Qui sont les responsables ?

Tout à l'heure au journal télévisé j'apprends qu'une dame va porter plainte contre X parce que son mari avait succombé à l'épidémie de légionellose qui a sévi dans le Nord de la France.

Je suis stupéfait de voir à quel point, de nos jours, on estime que toute calamité doit avoir un ou des responsables (et que ceux-ci, par voie de conséquence, doivent être traduits en justice). Plus rien n'est la faute à « pas de chance » : la Justice doit toujours intervenir pour désigner un coupable, sinon les victimes ne s'estiment pas satisfaites. Bientôt, à chaque fois que quelqu'un mourra de maladie, quelle que soit la maladie, son médecin finira devant les tribunaux pour ne pas avoir su le sauver ; à moins que ce soit déjà le cas. S'il y a des inondations quelque part, c'est aussi forcément la faute de quelqu'un : Météo France, l'État, qui vous voudrez, mais quelqu'un. S'il fait trop chaud… Passons.

Combien de fois ai-je entendu les parties civiles d'un procès d'assises tenir un propos, face aux journalistes, signifiant, en gros, nous espérons que M. Trucmuche sera reconnu coupable du meurtre de notre regretté disparu. Quelle monstrueuse erreur de logique ! Ce qu'elles devraient souhaiter, c'est que le meurtrier de leur regretté disparu soit reconnu coupable, et donc que si M. Trucmuche est bien le coupable alors il soit reconnu comme tel.
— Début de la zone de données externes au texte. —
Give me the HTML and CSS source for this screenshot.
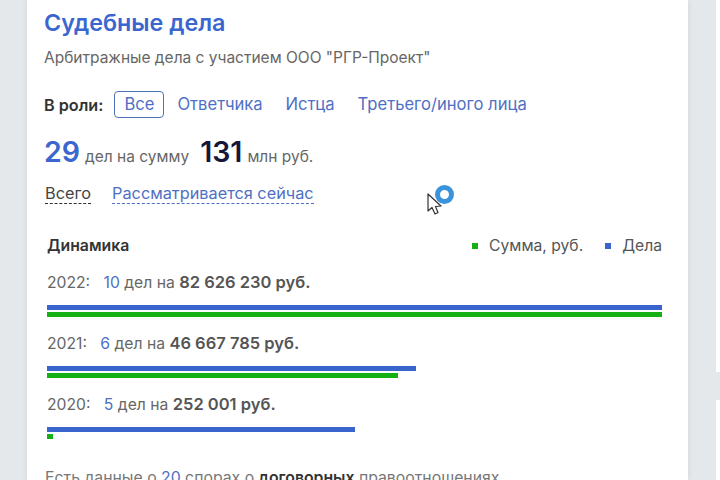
FILE: index.html
```html
<!DOCTYPE html>
<html lang="ru">
<head>
  <meta charset="UTF-8">
  <title>Судебные дела</title>
  <link rel="stylesheet" href="styles.css">
</head>
<body>
  <div class="page">
    <div class="card">
      <h1>Судебные дела</h1>
      <p class="subtitle">Арбитражные дела с участием ООО "РГР-Проект"</p>
      <div class="roles">
        <span class="roles-label">В роли:</span>
        <a class="role role-active">Все</a>
        <a class="role">Ответчика</a>
        <a class="role">Истца</a>
        <a class="role">Третьего/иного лица</a>
      </div>
      <div class="total">
        <span class="total-count">29</span>
        <span class="total-text">дел на сумму</span>
        <span class="total-sum">131</span>
        <span class="total-text">млн руб.</span>
      </div>
      <div class="tabs">
        <a class="tab tab-active">Всего</a>
        <a class="tab">Рассматривается сейчас</a>
      </div>
      <div class="dynamics">
        <div class="dynamics-head">
          <span class="dynamics-title">Динамика</span>
          <div class="legend">
            <span class="legend-item"><i class="dot dot-green"></i>Сумма, руб.</span>
            <span class="legend-item"><i class="dot dot-blue"></i>Дела</span>
          </div>
        </div>
        <div class="year">
          <div class="year-text">2022: <a class="count">10</a> дел на <b>82 626 230 руб.</b></div>
          <div class="bar bar-blue" style="width: 100%"></div>
          <div class="bar bar-green" style="width: 100%"></div>
        </div>
        <div class="year">
          <div class="year-text">2021: <a class="count">6</a> дел на <b>46 667 785 руб.</b></div>
          <div class="bar bar-blue" style="width: 60%"></div>
          <div class="bar bar-green" style="width: 57%"></div>
        </div>
        <div class="year">
          <div class="year-text">2020: <a class="count">5</a> дел на <b>252 001 руб.</b></div>
          <div class="bar bar-blue" style="width: 50%"></div>
          <div class="bar bar-green" style="width: 1%"></div>
        </div>
      </div>
      <p class="note">Есть данные о <a class="count">20</a> спорах о <b>договорных</b> правоотношениях</p>
    </div>
    <div class="side">
      <div class="side-top"></div>
      <div class="side-bottom"></div>
    </div>
  </div>
  <div class="cursor">
    <svg width="18" height="24" viewBox="0 0 18 24">
      <path d="M1 1 L1 18 L5 14.5 L8 21 L11 19.5 L8.5 13.5 L14 13 Z" fill="#fff" stroke="#333" stroke-width="1.2" stroke-linejoin="round"/>
    </svg>
    <span class="spinner"></span>
  </div>
</body>
</html>
```

FILE: styles.css
```css
* {
  margin: 0;
  padding: 0;
  box-sizing: border-box;
}
html, body {
  height: 480px;
  overflow: hidden;
}
body {
  font-family: 'Inter', 'Noto Sans', sans-serif;
  background: #e5e8eb;
  color: #444;
  position: relative;
}
.page {
  display: flex;
  height: 480px;
  padding-left: 27px;
}
.card {
  width: 661px;
  height: 480px;
  background: #fff;
  box-shadow: 0 0 6px rgba(0, 0, 0, 0.08);
  padding: 9px 26px 0 17px;
  overflow: hidden;
  flex-shrink: 0;
}
h1 {
  font-size: 23.3px;
  line-height: 28px;
  font-weight: 600;
  color: #3b66d0;
}
.subtitle {
  margin-top: 11px;
  font-size: 15.5px;
  line-height: 20px;
  color: #666;
}
.roles {
  display: flex;
  align-items: center;
  margin-top: 23px;
  font-size: 16.6px;
}
.roles-label {
  font-size: 16.2px;
  font-weight: 600;
  color: #333;
  margin-right: 11px;
}
.role {
  color: #4f6fc4;
  margin-right: 23px;
  line-height: 25px;
}
.role-active {
  border: 1px solid #4f74b8;
  border-radius: 4px;
  padding: 0 9px;
  margin-right: 13px;
}
.total {
  display: flex;
  align-items: baseline;
  margin-top: 16px;
}
.total-count {
  font-size: 28.5px;
  line-height: 36px;
  font-weight: 600;
  color: #3b66d0;
  margin-right: 5px;
}
.total-sum {
  font-size: 28.5px;
  line-height: 36px;
  font-weight: 600;
  color: #16163a;
  margin: 0 5px 0 11px;
}
.total-text {
  font-size: 15.5px;
  color: #666;
}
.tabs {
  display: flex;
  gap: 21px;
  margin-top: 13px;
  padding-left: 1px;
  font-size: 16.3px;
  line-height: 20px;
}
.tab {
  color: #4f6fc4;
  border-bottom: 1px dashed #4f6fc4;
}
.tab-active {
  color: #444;
  border-bottom-color: #333;
}
.dynamics {
  margin: 32px 0 0 3px;
}
.dynamics-head {
  display: flex;
  justify-content: space-between;
  align-items: center;
  line-height: 20px;
}
.dynamics-title {
  font-size: 15.8px;
  font-weight: 600;
  color: #333;
}
.legend {
  display: flex;
  gap: 22px;
  font-size: 15.7px;
  color: #555;
}
.legend-item {
  display: flex;
  align-items: center;
}
.dot {
  width: 6px;
  height: 6px;
  margin-right: 11px;
}
.dot-green { background: #14b014; }
.dot-blue { background: #3864cc; }
.year {
  margin-top: 16px;
}
.year + .year {
  margin-top: 16px;
}
.year-text {
  font-size: 15.7px;
  line-height: 20px;
  color: #666;
  margin-bottom: 12px;
}
.year-text b, .note b {
  font-weight: 600;
  color: #555;
}
.year-text b {
  font-size: 16.5px;
}
.count {
  color: #4f6fc4;
  margin-left: 9px;
}
.note .count {
  margin-left: 0;
}
.bar {
  height: 5px;
  margin-bottom: 2px;
}
.bar-blue { background: #3864cc; }
.bar-green { background: #14b014; }
.note {
  margin-top: 29px;
  margin-left: 1px;
  font-size: 15.8px;
  line-height: 20px;
  color: #777;
}
.note b {
  color: #333;
}
.side {
  flex: 1;
  display: flex;
  flex-direction: column;
  justify-content: space-between;
  align-items: flex-end;
}
.side-top {
  width: 4px;
  height: 372px;
  background: #fff;
}
.side-bottom {
  width: 4px;
  height: 80px;
  background: #fff;
}
.cursor {
  position: absolute;
  left: 427px;
  top: 185px;
  width: 30px;
  height: 34px;
}
.cursor svg {
  position: absolute;
  left: 0;
  top: 8px;
}
.spinner {
  position: absolute;
  left: 8px;
  top: 0;
  width: 19px;
  height: 19px;
  border: 5px solid #3b93dc;
  border-radius: 50%;
  background: #fff;
}
```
Mais le fait d'être parents de la victime ne leur donne pas un don d'enquêteurs : leur conviction sur la culpabilité de M. Trucmuche vaut la mienne, et elles n'ont pas de raison de vouloir à tout prix que ce soit lui le coupable ; qu'elles s'indignent si M. Trucmuche est condamné à une peine trop légère peut se comprendre, mais qu'elles s'indignent s'il est relaxé (donc reconnu innocent) est aberrant ; or si elles le souhaitent, c'est qu'elles souhaitent un coupable, un responsable, à tout prix, et que M. Trucmuche est sous la main.

Dans le même genre, on voit des procès pour des faits considérés comme particulièrement graves (par exemple des actes de pédophilie — ce n'est pas maintenant que je me prononcerai sur la chasse aux sorcières qui est faite dans ce domaine-là) où un argument censé renforcer la conviction quant à la culpabilité de l'accusé est justement, si vous ne le condamnez pas, vous ne faites pas justice sur quelque chose d'aussi atroce : encore cette monstrueuse erreur de logique — ce n'est pas parce qu'il y a un coupable de faits atroces que c'est ce M. Trucmuche, et la gravité des allégations ne renforce pas la probabilité que M. Trucmuche soit coupable, et s'il est innocent il est innocent et le relaxer c'est faire la justice et non laisser impuni un crime atroce.

J'ai peur que la Justice, rapidement, cesse d'être un instrument de réparation des torts pour devenir un fléau qui s'abat aléatoirement sur les têtes.